» TASK TO COMPLETE: Output the material exactly, but drop every image it holds.

» COLLECTED MATERIAL:
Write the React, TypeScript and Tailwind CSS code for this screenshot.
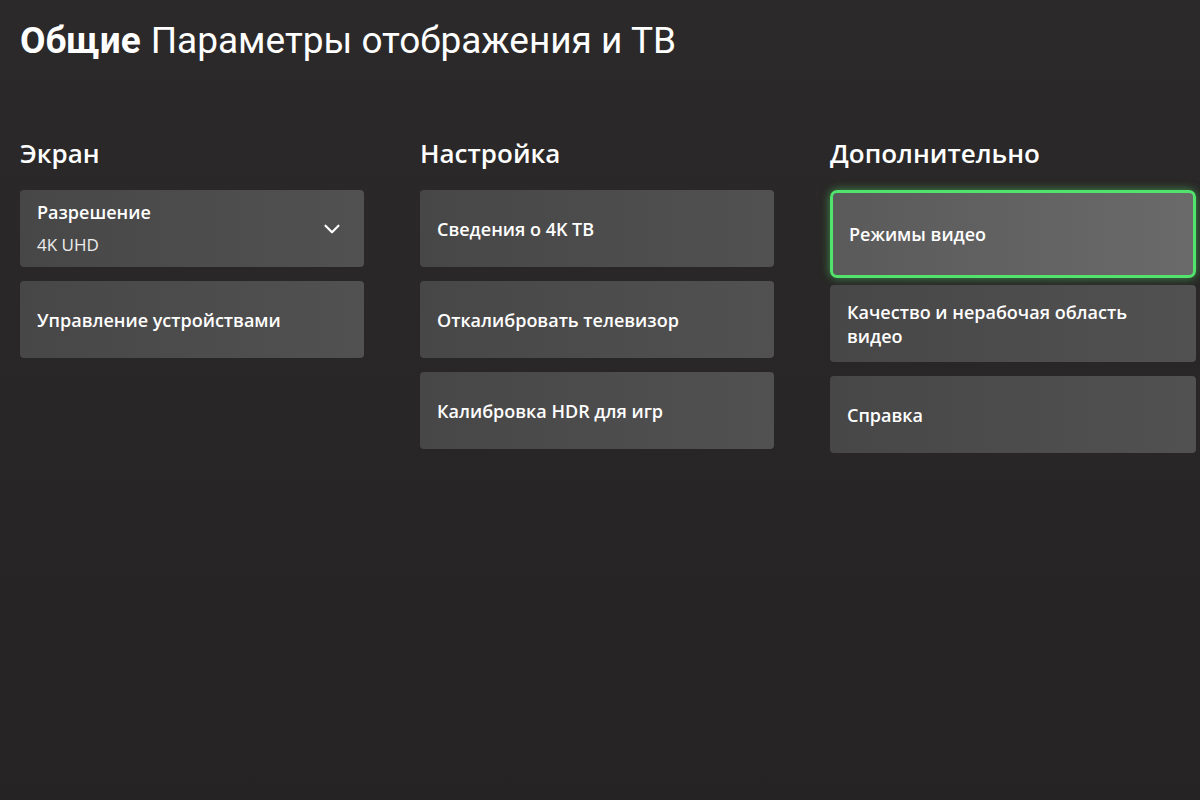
import { ChevronDown } from 'lucide-react'

interface CardProps {
    label: string
    value?: string
    dropdown?: boolean
    focused?: boolean
}

function Card({ label, value, dropdown, focused }: CardProps) {
    if (focused) {
        // focus ring sits outside the card, so it eats into the gap below
        return (
            <div className="h-[88px] -mb-[7px] rounded-[7px] border-[3px] border-[#52e36c] bg-gradient-to-r from-[#5a5a5a] to-[#6a6a6a] shadow-[0_0_10px_rgba(82,227,108,0.55)] px-[16px] flex items-center">
                <span className="text-[18px] font-semibold text-white leading-tight">{label}</span>
            </div>
        )
    }
    return (
        <div className="h-[77px] rounded-[4px] bg-gradient-to-r from-[#484747] to-[#525151] px-[17px] flex items-center justify-between">
            <div className="flex flex-col">
                <span className="text-[18px] font-semibold text-white leading-[24px]">{label}</span>
                {value && <span className="text-[17px] text-[#ededed] leading-[24px] mt-[9px]">{value}</span>}
            </div>
            {dropdown && <ChevronDown className="text-white w-[26px] h-[26px] mr-[2px]" strokeWidth={2} />}
        </div>
    )
}

const columns = [
    {
        title: 'Экран',
        width: 'w-[344px]',
        items: [
            { label: 'Разрешение', value: '4K UHD', dropdown: true },
            { label: 'Управление устройствами' }
        ]
    },
    {
        title: 'Настройка',
        width: 'w-[354px]',
        items: [
            { label: 'Сведения о 4K ТВ' },
            { label: 'Откалибровать телевизор' },
            { label: 'Калибровка HDR для игр' }
        ]
    },
    {
        title: 'Дополнительно',
        width: 'w-[366px]',
        items: [
            { label: 'Режимы видео', focused: true },
            { label: 'Качество и нерабочая область видео' },
            { label: 'Справка' }
        ]
    }
]

export default function App() {
    return (
        <div className="w-[1200px] h-[800px] bg-gradient-to-b from-[#2b2929] to-[#252323] overflow-hidden" style={{ fontFamily: '"Open Sans", "Noto Sans", sans-serif' }}>
            {/* Page title */}
            <div className="pl-[20px] pt-[18px] text-white text-[37px] leading-[46px]" style={{ fontFamily: 'Roboto, "Noto Sans", sans-serif' }}>
                <span className="font-bold">Общие</span>
                <span className="ml-[10px]">Параметры отображения и ТВ</span>
            </div>

            {/* Columns */}
            <div className="flex gap-[56px] pl-[20px] mt-[72px]">
                {columns.map((col) => (
                    <div key={col.title} className={col.width}>
                        <div className="text-[26px] font-semibold text-white leading-[34px] mb-[20px]">{col.title}</div>
                        <div className="flex flex-col gap-[14px]">
                            {col.items.map((item) => (
                                <Card key={item.label} {...item} />
                            ))}
                        </div>
                    </div>
                ))}
            </div>
        </div>
    )
}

» RESPONSE TO THE TASK:
Write the React, TypeScript and Tailwind CSS code for this screenshot.
import { ChevronDown } from 'lucide-react'

interface CardProps {
    label: string
    value?: string
    dropdown?: boolean
    focused?: boolean
}

function Card({ label, value, dropdown, focused }: CardProps) {
    if (focused) {
        // focus ring sits outside the card, so it eats into the gap below
        return (
            <div className="h-[88px] -mb-[7px] rounded-[7px] border-[3px] border-[#52e36c] bg-gradient-to-r from-[#5a5a5a] to-[#6a6a6a] shadow-[0_0_10px_rgba(82,227,108,0.55)] px-[16px] flex items-center">
                <span className="text-[18px] font-semibold text-white leading-tight">{label}</span>
            </div>
        )
    }
    return (
        <div className="h-[77px] rounded-[4px] bg-gradient-to-r from-[#484747] to-[#525151] px-[17px] flex items-center justify-between">
            <div className="flex flex-col">
                <span className="text-[18px] font-semibold text-white leading-[24px]">{label}</span>
                {value && <span className="text-[17px] text-[#ededed] leading-[24px] mt-[9px]">{value}</span>}
            </div>
            {dropdown && <ChevronDown className="text-white w-[26px] h-[26px] mr-[2px]" strokeWidth={2} />}
        </div>
    )
}

const columns = [
    {
        title: 'Экран',
        width: 'w-[344px]',
        items: [
            { label: 'Разрешение', value: '4K UHD', dropdown: true },
            { label: 'Управление устройствами' }
        ]
    },
    {
        title: 'Настройка',
        width: 'w-[354px]',
        items: [
            { label: 'Сведения о 4K ТВ' },
            { label: 'Откалибровать телевизор' },
            { label: 'Калибровка HDR для игр' }
        ]
    },
    {
        title: 'Дополнительно',
        width: 'w-[366px]',
        items: [
            { label: 'Режимы видео', focused: true },
            { label: 'Качество и нерабочая область видео' },
            { label: 'Справка' }
        ]
    }
]

export default function App() {
    return (
        <div className="w-[1200px] h-[800px] bg-gradient-to-b from-[#2b2929] to-[#252323] overflow-hidden" style={{ fontFamily: '"Open Sans", "Noto Sans", sans-serif' }}>
            {/* Page title */}
            <div className="pl-[20px] pt-[18px] text-white text-[37px] leading-[46px]" style={{ fontFamily: 'Roboto, "Noto Sans", sans-serif' }}>
                <span className="font-bold">Общие</span>
                <span className="ml-[10px]">Параметры отображения и ТВ</span>
            </div>

            {/* Columns */}
            <div className="flex gap-[56px] pl-[20px] mt-[72px]">
                {columns.map((col) => (
                    <div key={col.title} className={col.width}>
                        <div className="text-[26px] font-semibold text-white leading-[34px] mb-[20px]">{col.title}</div>
                        <div className="flex flex-col gap-[14px]">
                            {col.items.map((item) => (
                                <Card key={item.label} {...item} />
                            ))}
                        </div>
                    </div>
                ))}
            </div>
        </div>
    )
}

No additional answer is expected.